The exercise: Pick every line with "index" from the material below.

Given data:

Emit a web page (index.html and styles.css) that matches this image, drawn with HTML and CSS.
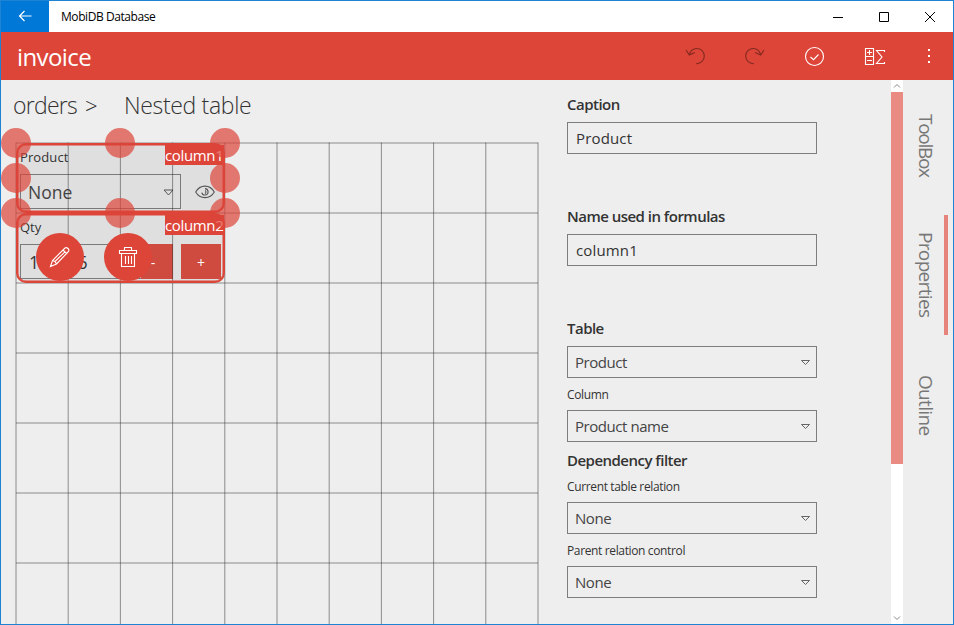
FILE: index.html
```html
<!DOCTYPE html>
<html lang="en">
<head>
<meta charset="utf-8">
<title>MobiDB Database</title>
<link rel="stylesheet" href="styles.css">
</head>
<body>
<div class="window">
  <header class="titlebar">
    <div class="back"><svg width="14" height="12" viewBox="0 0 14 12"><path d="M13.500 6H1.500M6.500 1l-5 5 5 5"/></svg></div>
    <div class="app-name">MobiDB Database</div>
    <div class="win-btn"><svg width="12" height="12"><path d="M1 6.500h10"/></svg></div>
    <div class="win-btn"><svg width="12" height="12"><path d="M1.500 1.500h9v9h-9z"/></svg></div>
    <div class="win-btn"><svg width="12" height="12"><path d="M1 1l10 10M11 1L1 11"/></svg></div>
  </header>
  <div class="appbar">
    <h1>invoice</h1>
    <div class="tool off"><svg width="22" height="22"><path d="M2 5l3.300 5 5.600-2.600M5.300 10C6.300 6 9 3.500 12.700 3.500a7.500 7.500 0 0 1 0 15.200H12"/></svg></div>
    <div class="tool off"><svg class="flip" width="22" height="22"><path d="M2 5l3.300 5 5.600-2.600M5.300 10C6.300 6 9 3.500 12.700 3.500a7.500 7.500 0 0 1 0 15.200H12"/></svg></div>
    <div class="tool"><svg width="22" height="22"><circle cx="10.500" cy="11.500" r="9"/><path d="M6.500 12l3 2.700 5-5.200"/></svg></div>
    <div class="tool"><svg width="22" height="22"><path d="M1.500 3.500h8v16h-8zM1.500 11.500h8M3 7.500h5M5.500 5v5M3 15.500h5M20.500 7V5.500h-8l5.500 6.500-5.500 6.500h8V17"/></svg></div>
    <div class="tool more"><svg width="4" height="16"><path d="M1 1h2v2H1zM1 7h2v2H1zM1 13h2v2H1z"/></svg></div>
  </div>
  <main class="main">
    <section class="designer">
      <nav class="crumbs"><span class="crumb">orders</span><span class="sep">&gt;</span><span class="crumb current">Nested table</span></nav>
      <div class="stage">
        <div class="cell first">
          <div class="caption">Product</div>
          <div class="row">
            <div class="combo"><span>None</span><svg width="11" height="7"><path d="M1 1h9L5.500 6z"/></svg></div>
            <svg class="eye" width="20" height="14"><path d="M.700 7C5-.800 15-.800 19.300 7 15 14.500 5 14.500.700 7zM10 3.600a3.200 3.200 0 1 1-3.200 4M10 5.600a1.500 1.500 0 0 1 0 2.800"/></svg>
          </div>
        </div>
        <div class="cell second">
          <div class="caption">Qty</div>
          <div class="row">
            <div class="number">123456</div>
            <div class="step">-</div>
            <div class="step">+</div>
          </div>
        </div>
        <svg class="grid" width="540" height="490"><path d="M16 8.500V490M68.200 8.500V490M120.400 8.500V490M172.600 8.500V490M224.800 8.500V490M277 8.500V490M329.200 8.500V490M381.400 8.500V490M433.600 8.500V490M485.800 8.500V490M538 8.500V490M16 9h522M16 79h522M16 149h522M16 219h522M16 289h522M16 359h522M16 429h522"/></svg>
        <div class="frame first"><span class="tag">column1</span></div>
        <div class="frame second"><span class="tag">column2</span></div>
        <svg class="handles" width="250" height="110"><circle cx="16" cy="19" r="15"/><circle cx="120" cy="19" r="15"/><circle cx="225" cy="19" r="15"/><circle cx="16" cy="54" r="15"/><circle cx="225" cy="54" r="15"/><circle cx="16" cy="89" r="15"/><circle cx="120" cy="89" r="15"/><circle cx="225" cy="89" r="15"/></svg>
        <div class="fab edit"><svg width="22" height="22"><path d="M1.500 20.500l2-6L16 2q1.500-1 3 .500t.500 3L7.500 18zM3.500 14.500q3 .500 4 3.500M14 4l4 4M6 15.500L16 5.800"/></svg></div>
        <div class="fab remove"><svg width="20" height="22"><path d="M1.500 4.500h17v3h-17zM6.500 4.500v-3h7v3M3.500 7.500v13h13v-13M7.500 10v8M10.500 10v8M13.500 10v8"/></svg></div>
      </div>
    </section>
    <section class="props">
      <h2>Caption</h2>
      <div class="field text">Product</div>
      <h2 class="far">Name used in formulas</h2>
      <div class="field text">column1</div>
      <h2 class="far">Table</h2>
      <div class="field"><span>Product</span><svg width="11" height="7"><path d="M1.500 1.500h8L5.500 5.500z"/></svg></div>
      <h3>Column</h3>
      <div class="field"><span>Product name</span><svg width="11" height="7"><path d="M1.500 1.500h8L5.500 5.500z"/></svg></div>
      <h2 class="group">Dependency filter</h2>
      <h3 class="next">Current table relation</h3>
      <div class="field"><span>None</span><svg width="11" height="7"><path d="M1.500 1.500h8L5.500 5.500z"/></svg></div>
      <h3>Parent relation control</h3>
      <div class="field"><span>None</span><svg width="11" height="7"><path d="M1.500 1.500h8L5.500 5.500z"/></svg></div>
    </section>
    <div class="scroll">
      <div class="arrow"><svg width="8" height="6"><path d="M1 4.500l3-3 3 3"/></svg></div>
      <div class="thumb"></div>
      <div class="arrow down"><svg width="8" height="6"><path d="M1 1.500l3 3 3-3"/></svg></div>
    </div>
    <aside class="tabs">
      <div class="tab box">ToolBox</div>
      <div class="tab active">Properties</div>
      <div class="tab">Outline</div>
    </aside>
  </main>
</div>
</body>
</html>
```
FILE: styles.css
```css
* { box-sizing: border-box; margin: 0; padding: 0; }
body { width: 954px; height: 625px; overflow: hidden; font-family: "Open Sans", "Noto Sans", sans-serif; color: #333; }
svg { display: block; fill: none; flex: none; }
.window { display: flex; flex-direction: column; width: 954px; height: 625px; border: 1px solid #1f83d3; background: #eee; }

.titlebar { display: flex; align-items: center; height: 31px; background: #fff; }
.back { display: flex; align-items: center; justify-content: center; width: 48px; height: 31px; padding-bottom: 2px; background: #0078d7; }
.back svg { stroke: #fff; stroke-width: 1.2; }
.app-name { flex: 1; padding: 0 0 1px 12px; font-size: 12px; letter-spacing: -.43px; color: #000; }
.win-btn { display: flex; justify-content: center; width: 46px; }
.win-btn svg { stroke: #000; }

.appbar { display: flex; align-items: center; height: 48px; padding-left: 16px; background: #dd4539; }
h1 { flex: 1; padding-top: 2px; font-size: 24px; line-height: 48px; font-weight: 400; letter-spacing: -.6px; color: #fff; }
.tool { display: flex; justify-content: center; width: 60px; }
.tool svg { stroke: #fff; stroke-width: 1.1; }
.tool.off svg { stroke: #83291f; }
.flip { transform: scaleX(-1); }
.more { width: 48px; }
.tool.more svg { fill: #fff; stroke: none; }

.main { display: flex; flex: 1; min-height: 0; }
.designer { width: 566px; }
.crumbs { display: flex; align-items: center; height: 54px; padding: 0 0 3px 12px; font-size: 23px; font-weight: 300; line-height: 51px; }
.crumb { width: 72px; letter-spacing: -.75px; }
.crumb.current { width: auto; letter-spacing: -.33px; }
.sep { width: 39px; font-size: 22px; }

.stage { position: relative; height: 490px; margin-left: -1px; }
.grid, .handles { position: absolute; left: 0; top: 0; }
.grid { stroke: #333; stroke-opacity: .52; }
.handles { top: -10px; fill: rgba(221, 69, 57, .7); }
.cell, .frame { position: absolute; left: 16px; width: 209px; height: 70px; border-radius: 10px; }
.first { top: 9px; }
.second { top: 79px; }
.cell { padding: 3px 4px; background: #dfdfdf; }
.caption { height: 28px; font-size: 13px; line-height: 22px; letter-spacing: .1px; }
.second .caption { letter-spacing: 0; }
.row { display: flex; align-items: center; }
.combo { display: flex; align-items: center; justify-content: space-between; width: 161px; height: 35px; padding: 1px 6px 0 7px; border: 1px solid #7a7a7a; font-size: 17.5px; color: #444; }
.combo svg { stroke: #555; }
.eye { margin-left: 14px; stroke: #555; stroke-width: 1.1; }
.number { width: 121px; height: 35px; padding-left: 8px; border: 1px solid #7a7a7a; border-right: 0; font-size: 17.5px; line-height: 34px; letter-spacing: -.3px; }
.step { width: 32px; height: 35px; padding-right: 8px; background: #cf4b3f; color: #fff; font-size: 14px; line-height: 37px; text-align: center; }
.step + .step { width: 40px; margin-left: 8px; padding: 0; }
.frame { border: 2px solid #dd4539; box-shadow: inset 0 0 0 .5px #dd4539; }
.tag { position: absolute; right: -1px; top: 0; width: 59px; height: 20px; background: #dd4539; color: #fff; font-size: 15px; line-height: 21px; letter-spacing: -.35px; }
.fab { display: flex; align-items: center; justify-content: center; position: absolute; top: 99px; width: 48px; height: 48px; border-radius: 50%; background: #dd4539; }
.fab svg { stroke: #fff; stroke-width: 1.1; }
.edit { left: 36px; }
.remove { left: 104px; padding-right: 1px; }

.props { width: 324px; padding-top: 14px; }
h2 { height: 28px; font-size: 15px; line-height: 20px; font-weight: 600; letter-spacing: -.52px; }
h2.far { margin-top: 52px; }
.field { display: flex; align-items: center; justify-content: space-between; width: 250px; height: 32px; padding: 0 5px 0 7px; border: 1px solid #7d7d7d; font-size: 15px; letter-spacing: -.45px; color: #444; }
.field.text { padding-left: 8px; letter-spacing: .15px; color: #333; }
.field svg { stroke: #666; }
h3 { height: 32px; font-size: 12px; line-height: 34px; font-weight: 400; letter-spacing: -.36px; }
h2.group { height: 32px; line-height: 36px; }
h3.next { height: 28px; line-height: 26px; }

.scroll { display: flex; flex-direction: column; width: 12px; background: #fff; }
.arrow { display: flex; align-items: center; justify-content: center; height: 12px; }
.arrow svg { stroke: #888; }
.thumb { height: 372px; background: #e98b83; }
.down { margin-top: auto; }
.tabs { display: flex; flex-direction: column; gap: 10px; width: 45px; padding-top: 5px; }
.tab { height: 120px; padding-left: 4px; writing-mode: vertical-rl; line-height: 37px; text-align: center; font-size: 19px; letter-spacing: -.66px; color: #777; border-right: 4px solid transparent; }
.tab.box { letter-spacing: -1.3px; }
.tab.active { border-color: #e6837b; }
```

Response:
Emit a web page (index.html and styles.css) that matches this image, drawn with HTML and CSS.
FILE: index.html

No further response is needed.